--- START OF Data extract ---
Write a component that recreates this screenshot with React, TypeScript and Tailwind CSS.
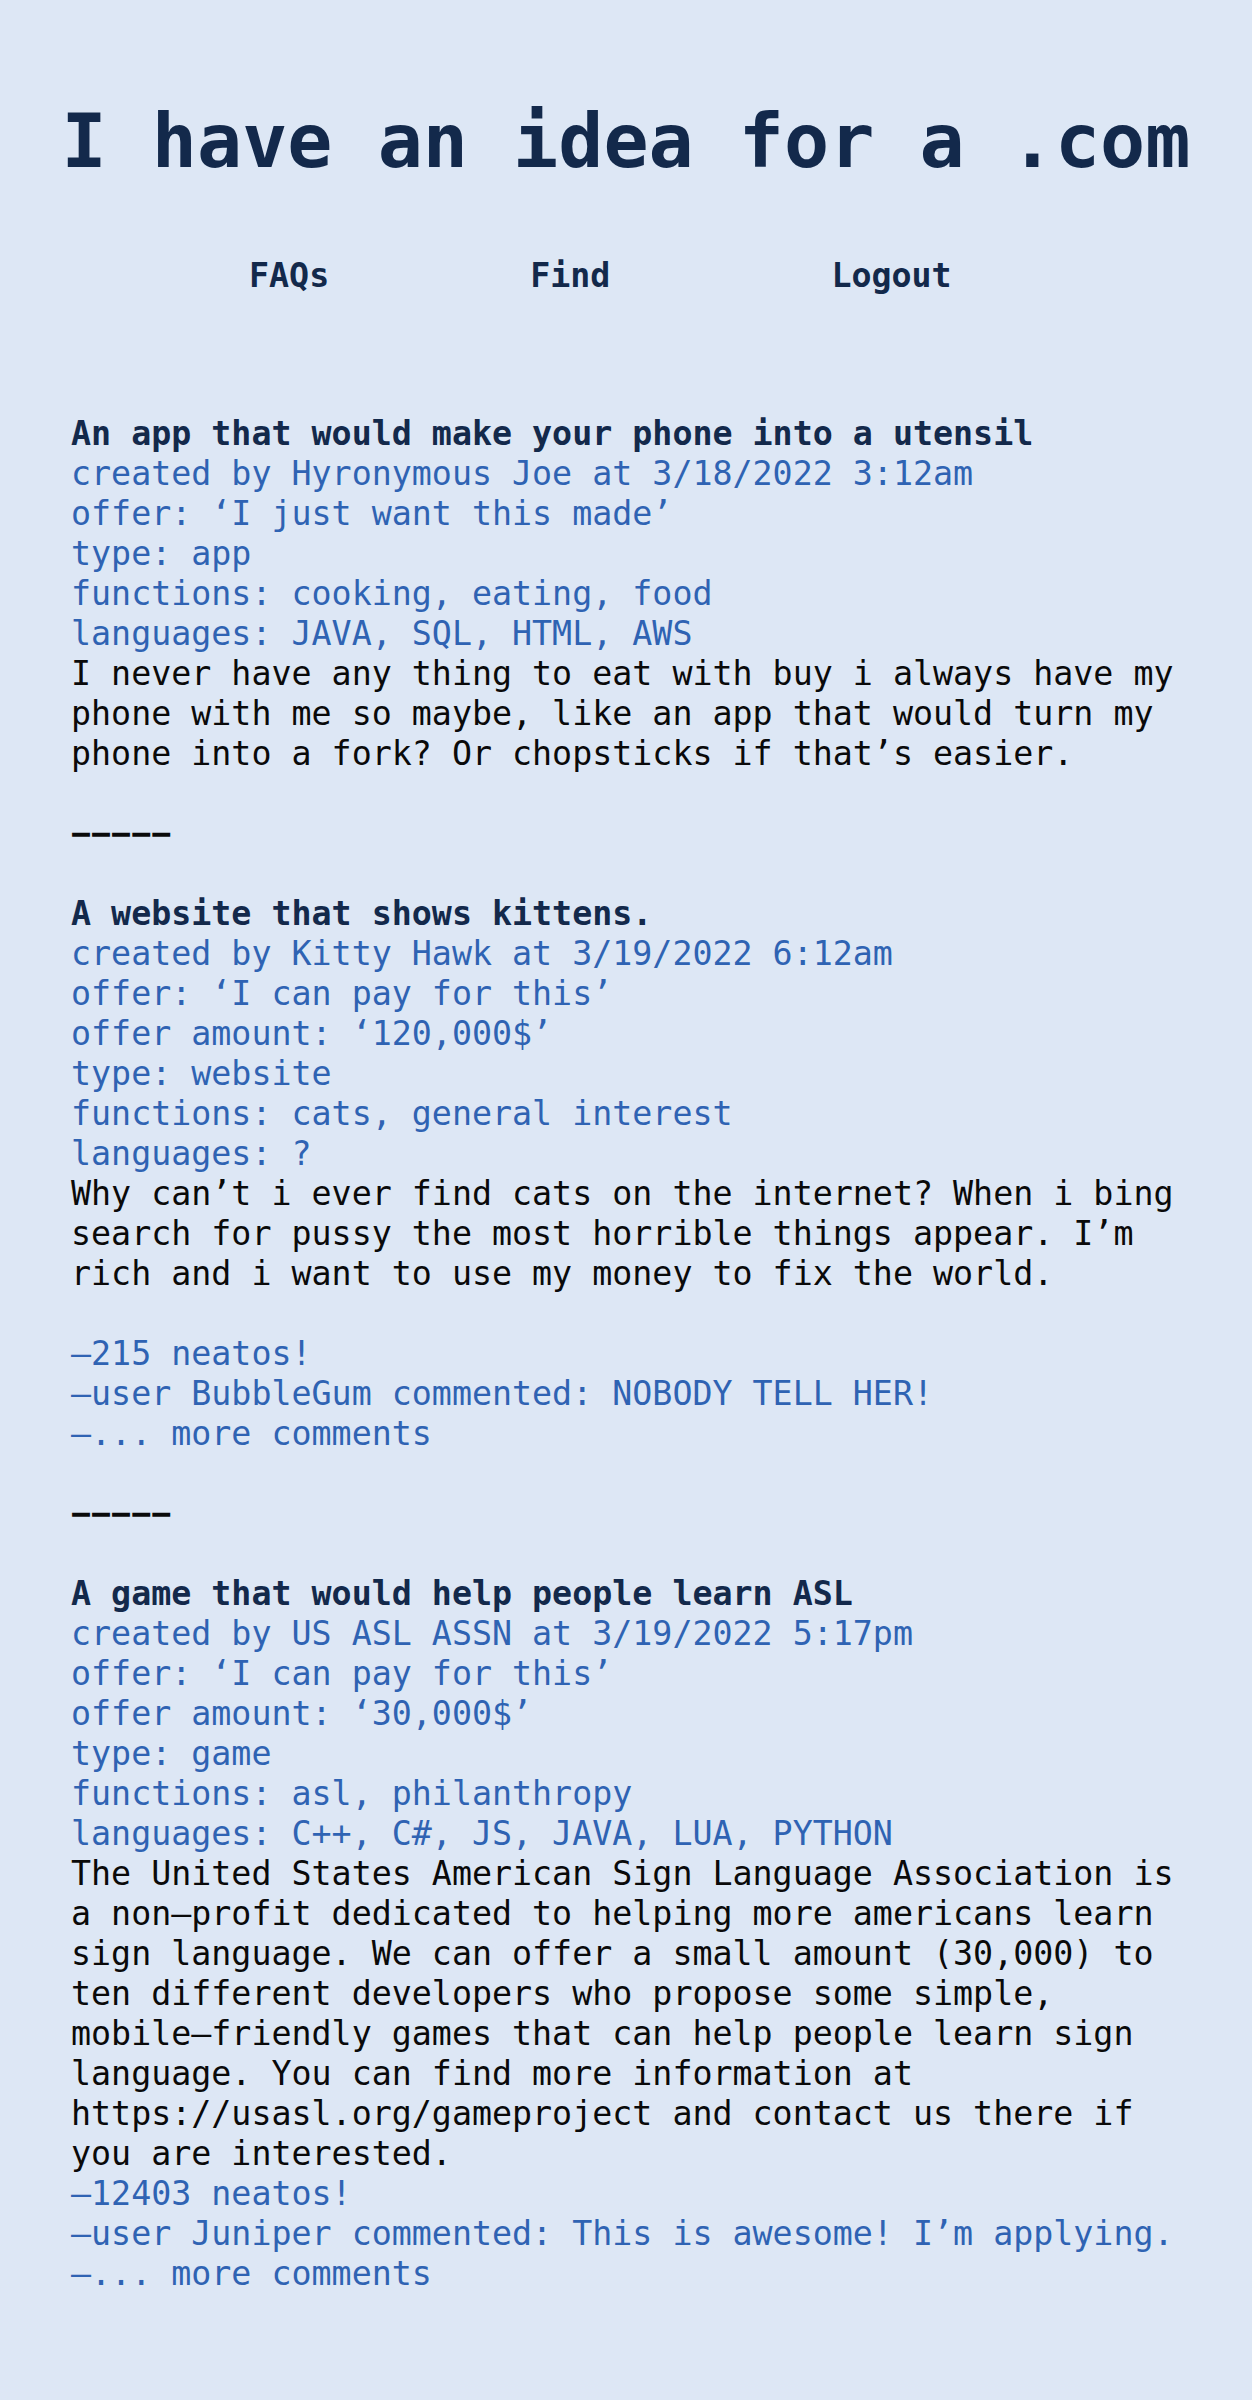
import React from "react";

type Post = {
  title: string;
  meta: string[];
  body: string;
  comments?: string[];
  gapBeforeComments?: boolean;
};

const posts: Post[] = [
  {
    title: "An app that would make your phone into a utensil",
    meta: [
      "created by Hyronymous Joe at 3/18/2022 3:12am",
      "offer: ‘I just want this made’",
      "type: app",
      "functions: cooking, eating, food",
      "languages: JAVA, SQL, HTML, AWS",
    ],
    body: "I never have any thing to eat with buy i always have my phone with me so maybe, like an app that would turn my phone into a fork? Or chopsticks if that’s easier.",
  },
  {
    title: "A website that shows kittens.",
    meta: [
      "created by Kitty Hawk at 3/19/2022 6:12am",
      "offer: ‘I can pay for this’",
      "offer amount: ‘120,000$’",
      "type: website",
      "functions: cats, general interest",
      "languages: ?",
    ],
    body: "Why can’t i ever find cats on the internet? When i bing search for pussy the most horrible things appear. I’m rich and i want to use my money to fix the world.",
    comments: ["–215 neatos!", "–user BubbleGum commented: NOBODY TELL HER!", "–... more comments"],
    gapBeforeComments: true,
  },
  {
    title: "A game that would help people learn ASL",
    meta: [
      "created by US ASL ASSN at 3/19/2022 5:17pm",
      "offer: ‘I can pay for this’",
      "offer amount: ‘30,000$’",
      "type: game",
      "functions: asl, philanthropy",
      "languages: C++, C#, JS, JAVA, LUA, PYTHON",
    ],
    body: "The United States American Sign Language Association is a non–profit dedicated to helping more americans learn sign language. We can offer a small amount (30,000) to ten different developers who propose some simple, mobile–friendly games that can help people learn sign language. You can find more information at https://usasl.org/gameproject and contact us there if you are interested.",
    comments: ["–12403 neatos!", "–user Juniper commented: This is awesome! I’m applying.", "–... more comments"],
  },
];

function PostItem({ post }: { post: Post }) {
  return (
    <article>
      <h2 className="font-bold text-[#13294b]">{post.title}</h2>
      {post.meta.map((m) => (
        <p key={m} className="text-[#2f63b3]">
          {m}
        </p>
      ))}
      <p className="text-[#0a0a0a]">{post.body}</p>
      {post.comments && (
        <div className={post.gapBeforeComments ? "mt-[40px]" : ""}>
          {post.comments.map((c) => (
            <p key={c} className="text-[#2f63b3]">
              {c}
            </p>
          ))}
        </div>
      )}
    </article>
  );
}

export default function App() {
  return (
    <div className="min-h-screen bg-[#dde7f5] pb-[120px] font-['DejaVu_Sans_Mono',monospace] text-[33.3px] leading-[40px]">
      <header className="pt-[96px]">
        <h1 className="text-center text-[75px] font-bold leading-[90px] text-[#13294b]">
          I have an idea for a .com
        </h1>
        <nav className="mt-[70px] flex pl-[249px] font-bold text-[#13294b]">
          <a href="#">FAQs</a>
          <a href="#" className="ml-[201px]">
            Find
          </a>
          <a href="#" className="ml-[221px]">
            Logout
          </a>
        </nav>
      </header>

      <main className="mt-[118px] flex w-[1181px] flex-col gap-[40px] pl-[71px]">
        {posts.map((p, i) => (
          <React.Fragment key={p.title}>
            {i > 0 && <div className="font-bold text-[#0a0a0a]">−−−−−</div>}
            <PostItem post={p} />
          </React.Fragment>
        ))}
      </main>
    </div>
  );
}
--- END OF Data extract ---
Task to carry out: Reproduce the material above in full, exactly, with no images.

Correct response:
Write a component that recreates this screenshot with React, TypeScript and Tailwind CSS.
import React from "react";

type Post = {
  title: string;
  meta: string[];
  body: string;
  comments?: string[];
  gapBeforeComments?: boolean;
};

const posts: Post[] = [
  {
    title: "An app that would make your phone into a utensil",
    meta: [
      "created by Hyronymous Joe at 3/18/2022 3:12am",
      "offer: ‘I just want this made’",
      "type: app",
      "functions: cooking, eating, food",
      "languages: JAVA, SQL, HTML, AWS",
    ],
    body: "I never have any thing to eat with buy i always have my phone with me so maybe, like an app that would turn my phone into a fork? Or chopsticks if that’s easier.",
  },
  {
    title: "A website that shows kittens.",
    meta: [
      "created by Kitty Hawk at 3/19/2022 6:12am",
      "offer: ‘I can pay for this’",
      "offer amount: ‘120,000$’",
      "type: website",
      "functions: cats, general interest",
      "languages: ?",
    ],
    body: "Why can’t i ever find cats on the internet? When i bing search for pussy the most horrible things appear. I’m rich and i want to use my money to fix the world.",
    comments: ["–215 neatos!", "–user BubbleGum commented: NOBODY TELL HER!", "–... more comments"],
    gapBeforeComments: true,
  },
  {
    title: "A game that would help people learn ASL",
    meta: [
      "created by US ASL ASSN at 3/19/2022 5:17pm",
      "offer: ‘I can pay for this’",
      "offer amount: ‘30,000$’",
      "type: game",
      "functions: asl, philanthropy",
      "languages: C++, C#, JS, JAVA, LUA, PYTHON",
    ],
    body: "The United States American Sign Language Association is a non–profit dedicated to helping more americans learn sign language. We can offer a small amount (30,000) to ten different developers who propose some simple, mobile–friendly games that can help people learn sign language. You can find more information at https://usasl.org/gameproject and contact us there if you are interested.",
    comments: ["–12403 neatos!", "–user Juniper commented: This is awesome! I’m applying.", "–... more comments"],
  },
];

function PostItem({ post }: { post: Post }) {
  return (
    <article>
      <h2 className="font-bold text-[#13294b]">{post.title}</h2>
      {post.meta.map((m) => (
        <p key={m} className="text-[#2f63b3]">
          {m}
        </p>
      ))}
      <p className="text-[#0a0a0a]">{post.body}</p>
      {post.comments && (
        <div className={post.gapBeforeComments ? "mt-[40px]" : ""}>
          {post.comments.map((c) => (
            <p key={c} className="text-[#2f63b3]">
              {c}
            </p>
          ))}
        </div>
      )}
    </article>
  );
}

export default function App() {
  return (
    <div className="min-h-screen bg-[#dde7f5] pb-[120px] font-['DejaVu_Sans_Mono',monospace] text-[33.3px] leading-[40px]">
      <header className="pt-[96px]">
        <h1 className="text-center text-[75px] font-bold leading-[90px] text-[#13294b]">
          I have an idea for a .com
        </h1>
        <nav className="mt-[70px] flex pl-[249px] font-bold text-[#13294b]">
          <a href="#">FAQs</a>
          <a href="#" className="ml-[201px]">
            Find
          </a>
          <a href="#" className="ml-[221px]">
            Logout
          </a>
        </nav>
      </header>

      <main className="mt-[118px] flex w-[1181px] flex-col gap-[40px] pl-[71px]">
        {posts.map((p, i) => (
          <React.Fragment key={p.title}>
            {i > 0 && <div className="font-bold text-[#0a0a0a]">−−−−−</div>}
            <PostItem post={p} />
          </React.Fragment>
        ))}
      </main>
    </div>
  );
}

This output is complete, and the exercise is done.